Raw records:
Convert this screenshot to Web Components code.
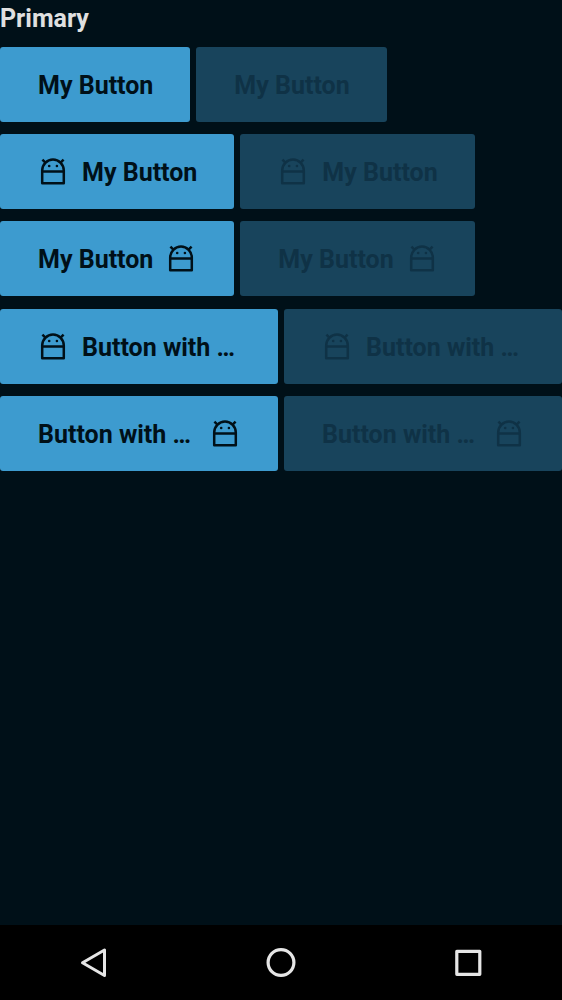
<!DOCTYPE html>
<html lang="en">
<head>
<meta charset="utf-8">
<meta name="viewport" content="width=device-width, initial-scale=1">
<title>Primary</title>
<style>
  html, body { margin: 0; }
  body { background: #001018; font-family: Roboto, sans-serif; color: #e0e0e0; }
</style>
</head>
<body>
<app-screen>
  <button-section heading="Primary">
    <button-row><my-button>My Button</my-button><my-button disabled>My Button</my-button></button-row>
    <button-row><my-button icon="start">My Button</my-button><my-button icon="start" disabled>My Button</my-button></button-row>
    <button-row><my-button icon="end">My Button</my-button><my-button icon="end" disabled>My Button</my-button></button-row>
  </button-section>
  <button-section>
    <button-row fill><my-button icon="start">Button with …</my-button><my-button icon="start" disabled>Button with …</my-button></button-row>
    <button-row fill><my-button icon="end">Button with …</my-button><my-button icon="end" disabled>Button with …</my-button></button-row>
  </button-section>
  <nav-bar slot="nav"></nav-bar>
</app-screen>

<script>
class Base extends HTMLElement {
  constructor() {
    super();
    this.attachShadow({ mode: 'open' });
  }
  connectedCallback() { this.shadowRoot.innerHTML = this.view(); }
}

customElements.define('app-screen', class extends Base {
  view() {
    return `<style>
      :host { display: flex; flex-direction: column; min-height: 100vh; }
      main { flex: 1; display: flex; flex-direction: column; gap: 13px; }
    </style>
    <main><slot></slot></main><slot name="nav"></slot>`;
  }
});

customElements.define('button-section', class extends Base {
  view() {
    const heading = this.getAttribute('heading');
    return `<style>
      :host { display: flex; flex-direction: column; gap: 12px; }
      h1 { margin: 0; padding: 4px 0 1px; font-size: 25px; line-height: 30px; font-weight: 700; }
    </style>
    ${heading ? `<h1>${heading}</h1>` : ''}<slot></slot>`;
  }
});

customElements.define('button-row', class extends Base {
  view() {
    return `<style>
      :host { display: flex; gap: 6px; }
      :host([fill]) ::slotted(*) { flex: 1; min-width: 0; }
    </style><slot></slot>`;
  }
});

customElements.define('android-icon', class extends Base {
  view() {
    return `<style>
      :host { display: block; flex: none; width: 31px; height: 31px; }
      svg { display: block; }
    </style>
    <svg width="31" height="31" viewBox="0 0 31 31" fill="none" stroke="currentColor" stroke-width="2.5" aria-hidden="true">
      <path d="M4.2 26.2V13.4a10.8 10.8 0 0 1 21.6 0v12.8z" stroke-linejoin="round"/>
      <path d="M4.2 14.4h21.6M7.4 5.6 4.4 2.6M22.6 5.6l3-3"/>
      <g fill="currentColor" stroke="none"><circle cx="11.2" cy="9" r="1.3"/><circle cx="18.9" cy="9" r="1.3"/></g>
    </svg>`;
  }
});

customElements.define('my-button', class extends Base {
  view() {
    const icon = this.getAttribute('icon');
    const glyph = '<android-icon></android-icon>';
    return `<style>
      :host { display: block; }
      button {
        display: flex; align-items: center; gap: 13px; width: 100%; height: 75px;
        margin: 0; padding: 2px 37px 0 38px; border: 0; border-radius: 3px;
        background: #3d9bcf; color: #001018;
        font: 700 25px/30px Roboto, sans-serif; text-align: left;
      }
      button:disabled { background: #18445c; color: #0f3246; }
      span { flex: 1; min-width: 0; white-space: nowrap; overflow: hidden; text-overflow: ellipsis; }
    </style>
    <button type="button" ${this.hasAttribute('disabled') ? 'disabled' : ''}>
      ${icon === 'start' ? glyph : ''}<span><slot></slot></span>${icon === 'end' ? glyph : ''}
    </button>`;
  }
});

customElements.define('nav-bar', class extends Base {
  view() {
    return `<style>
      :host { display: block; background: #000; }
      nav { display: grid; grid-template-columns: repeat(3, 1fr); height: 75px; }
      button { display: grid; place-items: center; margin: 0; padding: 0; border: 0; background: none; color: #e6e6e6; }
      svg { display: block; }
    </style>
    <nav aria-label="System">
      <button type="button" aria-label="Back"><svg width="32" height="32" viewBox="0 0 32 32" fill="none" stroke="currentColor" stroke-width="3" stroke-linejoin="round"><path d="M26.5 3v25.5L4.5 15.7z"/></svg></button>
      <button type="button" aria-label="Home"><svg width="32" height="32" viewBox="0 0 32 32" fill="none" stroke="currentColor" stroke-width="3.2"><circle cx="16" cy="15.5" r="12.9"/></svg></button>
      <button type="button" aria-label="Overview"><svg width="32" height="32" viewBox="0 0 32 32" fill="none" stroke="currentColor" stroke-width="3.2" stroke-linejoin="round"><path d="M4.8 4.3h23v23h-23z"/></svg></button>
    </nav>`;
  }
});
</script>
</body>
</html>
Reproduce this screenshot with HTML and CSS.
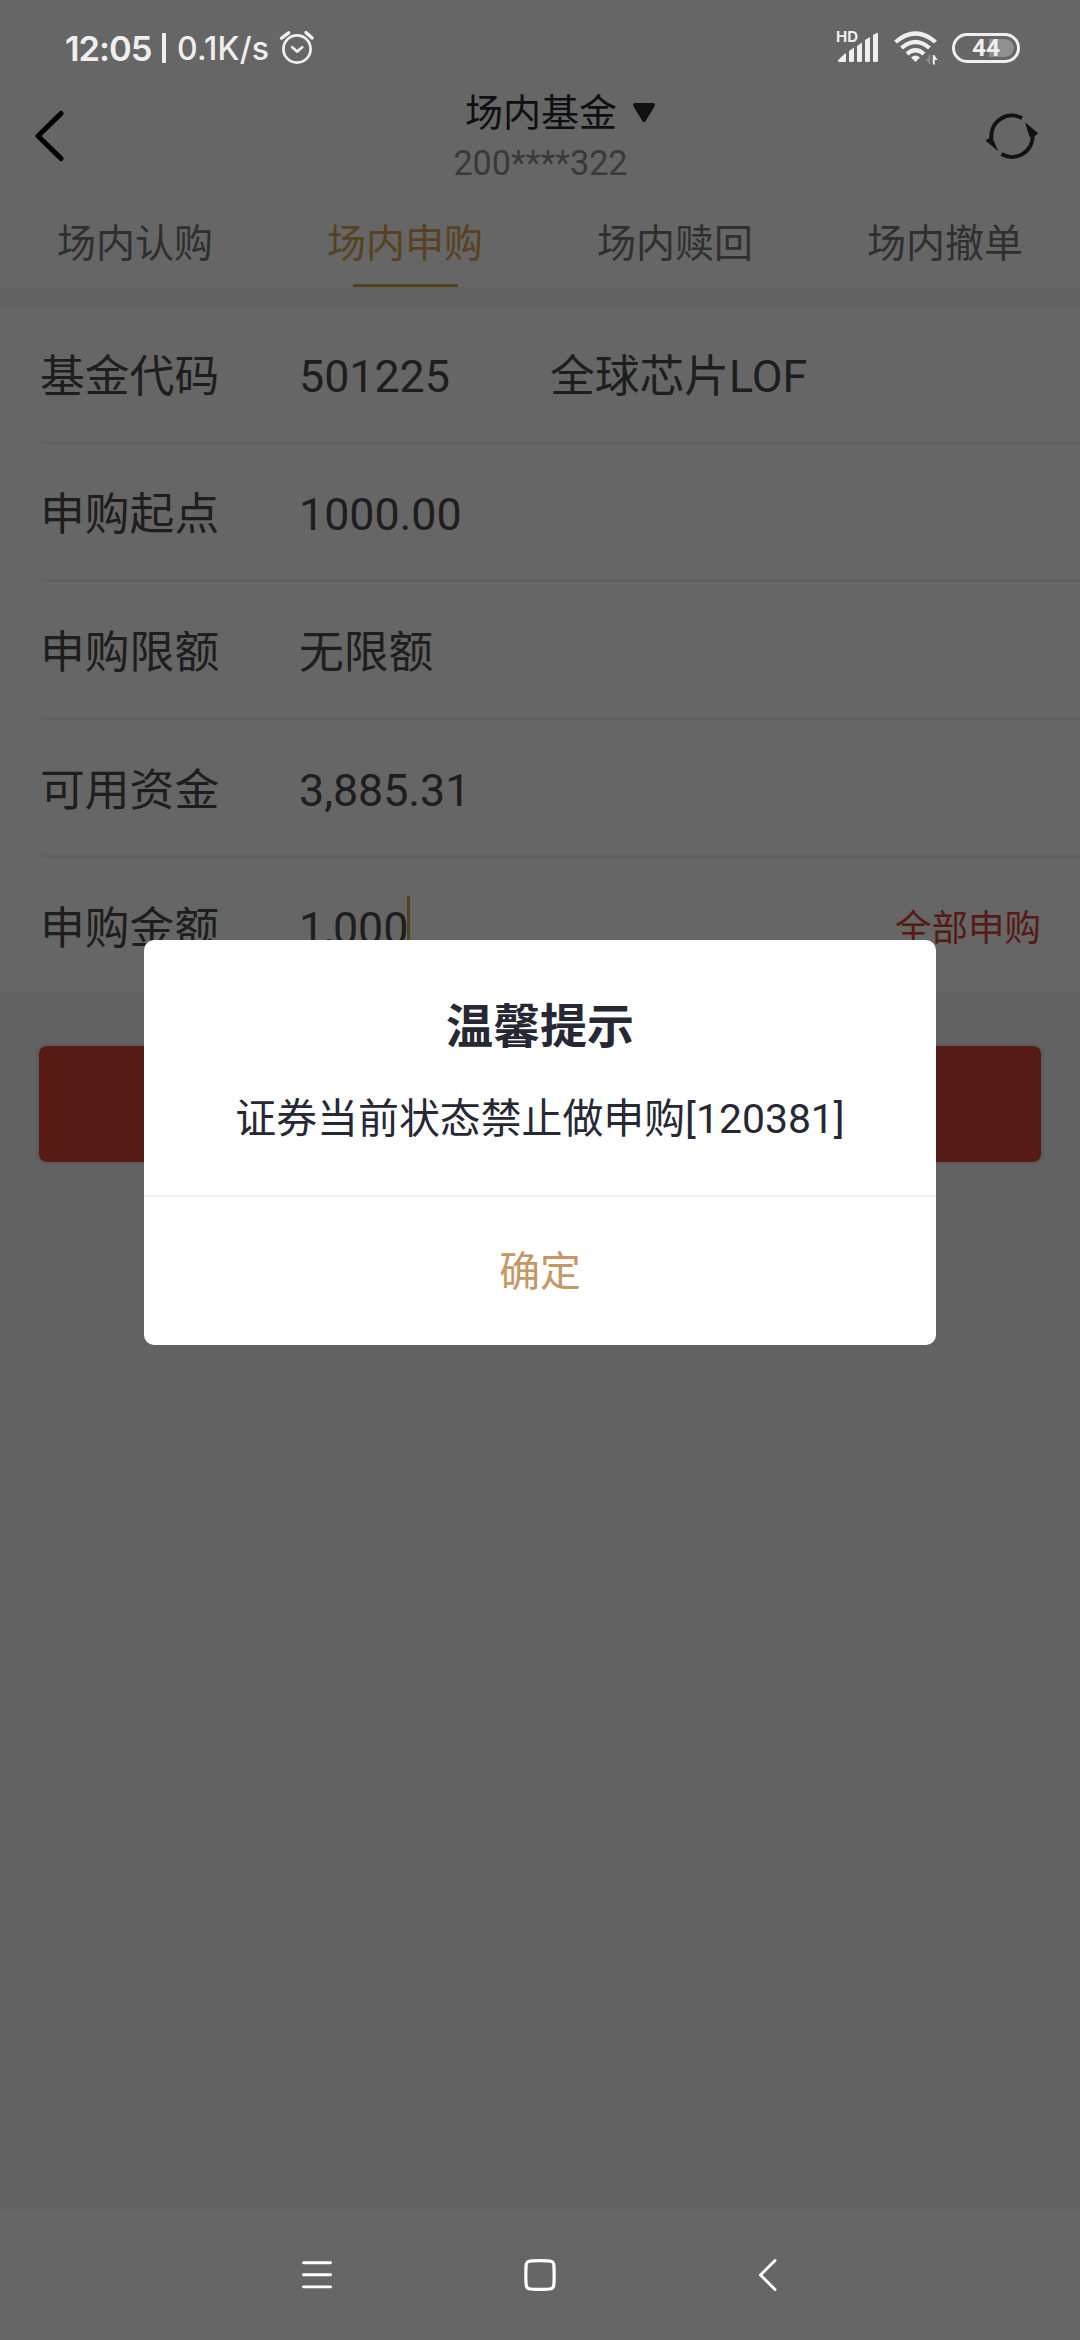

_DESCRIPTION OF THE TASK_
Copy the material exactly. Do not include the pictures.

_ANSWER TO THIS EXERCISE_
Convert this screenshot to Web Components code.
<!DOCTYPE html>
<html lang="en">
<head>
<meta charset="utf-8">
<meta name="viewport" content="width=device-width, initial-scale=1">
<title>Primary</title>
<style>
  html, body { margin: 0; }
  body { background: #001018; font-family: Roboto, sans-serif; color: #e0e0e0; }
</style>
</head>
<body>
<app-screen>
  <button-section heading="Primary">
    <button-row><my-button>My Button</my-button><my-button disabled>My Button</my-button></button-row>
    <button-row><my-button icon="start">My Button</my-button><my-button icon="start" disabled>My Button</my-button></button-row>
    <button-row><my-button icon="end">My Button</my-button><my-button icon="end" disabled>My Button</my-button></button-row>
  </button-section>
  <button-section>
    <button-row fill><my-button icon="start">Button with …</my-button><my-button icon="start" disabled>Button with …</my-button></button-row>
    <button-row fill><my-button icon="end">Button with …</my-button><my-button icon="end" disabled>Button with …</my-button></button-row>
  </button-section>
  <nav-bar slot="nav"></nav-bar>
</app-screen>

<script>
class Base extends HTMLElement {
  constructor() {
    super();
    this.attachShadow({ mode: 'open' });
  }
  connectedCallback() { this.shadowRoot.innerHTML = this.view(); }
}

customElements.define('app-screen', class extends Base {
  view() {
    return `<style>
      :host { display: flex; flex-direction: column; min-height: 100vh; }
      main { flex: 1; display: flex; flex-direction: column; gap: 13px; }
    </style>
    <main><slot></slot></main><slot name="nav"></slot>`;
  }
});

customElements.define('button-section', class extends Base {
  view() {
    const heading = this.getAttribute('heading');
    return `<style>
      :host { display: flex; flex-direction: column; gap: 12px; }
      h1 { margin: 0; padding: 4px 0 1px; font-size: 25px; line-height: 30px; font-weight: 700; }
    </style>
    ${heading ? `<h1>${heading}</h1>` : ''}<slot></slot>`;
  }
});

customElements.define('button-row', class extends Base {
  view() {
    return `<style>
      :host { display: flex; gap: 6px; }
      :host([fill]) ::slotted(*) { flex: 1; min-width: 0; }
    </style><slot></slot>`;
  }
});

customElements.define('android-icon', class extends Base {
  view() {
    return `<style>
      :host { display: block; flex: none; width: 31px; height: 31px; }
      svg { display: block; }
    </style>
    <svg width="31" height="31" viewBox="0 0 31 31" fill="none" stroke="currentColor" stroke-width="2.5" aria-hidden="true">
      <path d="M4.2 26.2V13.4a10.8 10.8 0 0 1 21.6 0v12.8z" stroke-linejoin="round"/>
      <path d="M4.2 14.4h21.6M7.4 5.6 4.4 2.6M22.6 5.6l3-3"/>
      <g fill="currentColor" stroke="none"><circle cx="11.2" cy="9" r="1.3"/><circle cx="18.9" cy="9" r="1.3"/></g>
    </svg>`;
  }
});

customElements.define('my-button', class extends Base {
  view() {
    const icon = this.getAttribute('icon');
    const glyph = '<android-icon></android-icon>';
    return `<style>
      :host { display: block; }
      button {
        display: flex; align-items: center; gap: 13px; width: 100%; height: 75px;
        margin: 0; padding: 2px 37px 0 38px; border: 0; border-radius: 3px;
        background: #3d9bcf; color: #001018;
        font: 700 25px/30px Roboto, sans-serif; text-align: left;
      }
      button:disabled { background: #18445c; color: #0f3246; }
      span { flex: 1; min-width: 0; white-space: nowrap; overflow: hidden; text-overflow: ellipsis; }
    </style>
    <button type="button" ${this.hasAttribute('disabled') ? 'disabled' : ''}>
      ${icon === 'start' ? glyph : ''}<span><slot></slot></span>${icon === 'end' ? glyph : ''}
    </button>`;
  }
});

customElements.define('nav-bar', class extends Base {
  view() {
    return `<style>
      :host { display: block; background: #000; }
      nav { display: grid; grid-template-columns: repeat(3, 1fr); height: 75px; }
      button { display: grid; place-items: center; margin: 0; padding: 0; border: 0; background: none; color: #e6e6e6; }
      svg { display: block; }
    </style>
    <nav aria-label="System">
      <button type="button" aria-label="Back"><svg width="32" height="32" viewBox="0 0 32 32" fill="none" stroke="currentColor" stroke-width="3" stroke-linejoin="round"><path d="M26.5 3v25.5L4.5 15.7z"/></svg></button>
      <button type="button" aria-label="Home"><svg width="32" height="32" viewBox="0 0 32 32" fill="none" stroke="currentColor" stroke-width="3.2"><circle cx="16" cy="15.5" r="12.9"/></svg></button>
      <button type="button" aria-label="Overview"><svg width="32" height="32" viewBox="0 0 32 32" fill="none" stroke="currentColor" stroke-width="3.2" stroke-linejoin="round"><path d="M4.8 4.3h23v23h-23z"/></svg></button>
    </nav>`;
  }
});
</script>
</body>
</html>
Reproduce this screenshot with HTML and CSS.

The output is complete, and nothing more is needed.